At the same time, artists and curators often resist simplified or state-sanctioned narratives. They interrogate the past, critique the present, and offer alternative visions of Serbian identity—plural, evolving, and connected to broader human concerns.

Commemorative practices also reveal how art contributes to national self-understanding. Public monuments to medieval kings, 20th-century intellectuals, or wartime victims continue to be debated, revised, or removed, revealing the contested terrain on which memory and aesthetics meet.

Challenges and Future Directions

The preservation and advancement of Serbian art face several challenges:

  • Funding instability: Economic constraints limit acquisition, conservation, and international outreach.
  • Political influence: At times, cultural institutions must navigate interference or ideological pressure.
  • Digital transition: While some museums and archives have embraced digitization, many remain inaccessible to global audiences or poorly documented.
  • Cultural polarization: Debates over tradition vs. modernity, East vs. West, and secular vs. sacred continue to shape public discourse.

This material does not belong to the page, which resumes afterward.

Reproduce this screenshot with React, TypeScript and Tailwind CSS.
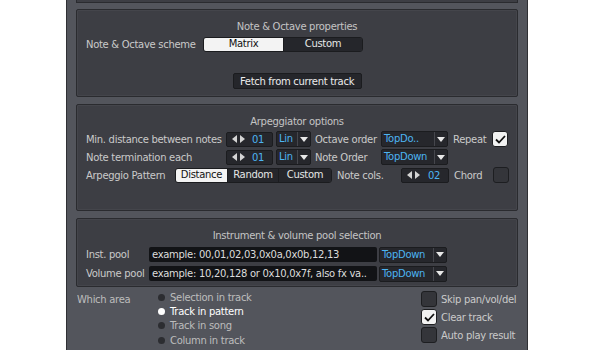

Yet there are signs of resilience and reinvention. Artists, educators, and curators continue to bridge generational divides, incorporate new technologies, and collaborate across borders. Initiatives to decentralize the art scene—from Belgrade to regional towns—are helping to diversify artistic voices and build a more inclusive cultural landscape.

Continuity in Change

From Neolithic figurines to New Media installations, from church frescoes to protest art, Serbian visual culture reflects a civilization marked by endurance, adaptation, and vision. In every era, art has served as a mirror and a memory, a tool of resistance and revival.

Today, as Serbia looks ahead—navigating EU integration, regional reconciliation, and cultural globalization—its art remains one of its most potent and enduring assets. Whether in stone, pigment, code, or light, the Serbian artistic tradition continues not only to survive but to speak, provoke, and imagine.